Hartvigsen quickly disagreed, citing an earlier question dealing with insurance issues, upon which he immediately asked Vega’s advice. Among other things, Vega offers commercial financial and insurance services to the greater Pagosa Springs community.
The argument continued, with Bunch and Vega insisting that the board vacancy first be offered to members of the Community Water Supply Planning Group (CWSPG), while Chacey and Hartvigsen preferred advertising the need within the community, then selecting the most qualified candidate, as done in the past.
Eventually, Chacey moved to advertise the opening across the community and Hartvigsen seconded the motion. The measure failed to pass, however, with a two-to-two vote.

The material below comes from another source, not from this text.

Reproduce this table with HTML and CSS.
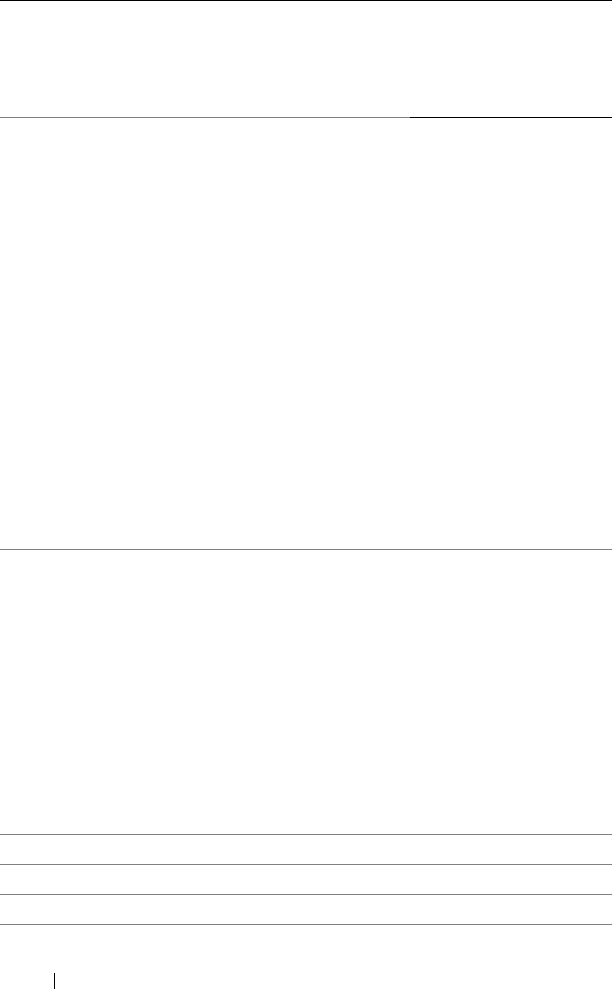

With that, Vega moved to offer the vacancy to just CWSPG members, which also failed by a two-to-two tally.
(According to state statute, should the district fail to fill the board vacancy within 60 days of the date of resignation, the Board of County Commissioners can appoint someone to fill the seat.)
In another matter, Vega, Bunch and a number of CWSPG members now question the legality of the PAWSD Water Resource Fee (WRF), an assessment levied on all new construction to help pay for future water development made necessary by growth.
PAWSD initiated the fee a few years ago, as district engineers insisted new water storage would soon be necessary. At the time, a panel of community volunteers decided that new growth should pay its own way, thus resulting in the WRF and other “impact” fees imposed by other local districts, the town and Archuleta County.
Before implementing the WRF, PAWSD looked into how similar communities funded future water development, as attorneys from Collins, Cockrel & Cole (Denver, Colo.) analyzed legal options. Near the end of 2005, the district board approved the fee.
While the question of the fee’s legality has come up before, the district recently asked Collins, Cockrel & Cole to weigh in again. As a result, the firm recently issued a memo supporting the district’s authority to impose such a fee.
“You have asked that we provide an opinion and analysis on the questions of: the District’s legal authority to impose its Water Resources Fee; and the District’s legal authority to construct a project that includes a water storage reservoir,” the memo began.
“In response to both questions posed above,” it continued, “it is our opinion that the Pagosa Area Water and Sanitation District (PAWSD) does have complete legal authority.”
Citing statutory authority to impose such a fee, the memo continued, “The District, through its Board of Directors, is expressly authorized to impose fees, including a water resource fee, under Title 32 of the Colorado Revised Statutes.” It added, “ … the District is authorized to fix, and from time to time to increase or decrease fees, rates, tolls, penalties or charges for services, programs or facilities furnished by the special district. … The board may pledge such revenue for the payment of any indebtedness of the special district.”
The eight-page memo went on to cite case law supporting Title 32 authority to impose such fees, even as Vega took exception to the document, particularly in reference to the terms “expressly authorized” in the paragraph above.
According to district personnel, another long and contentious discussion ensued, before the PAWSD board ultimately voted three-to-one to approve “sharing” travel expenses for Jenny Russell, a Telluride attorney known for questioning the legality of water resource fees. Russell has also represented opposing sides in past litigation with the district.
Apparently, the CWSPG has asked Russell to visit Pagosa Springs, address the panel and render her own opinion on the PAWSD fee.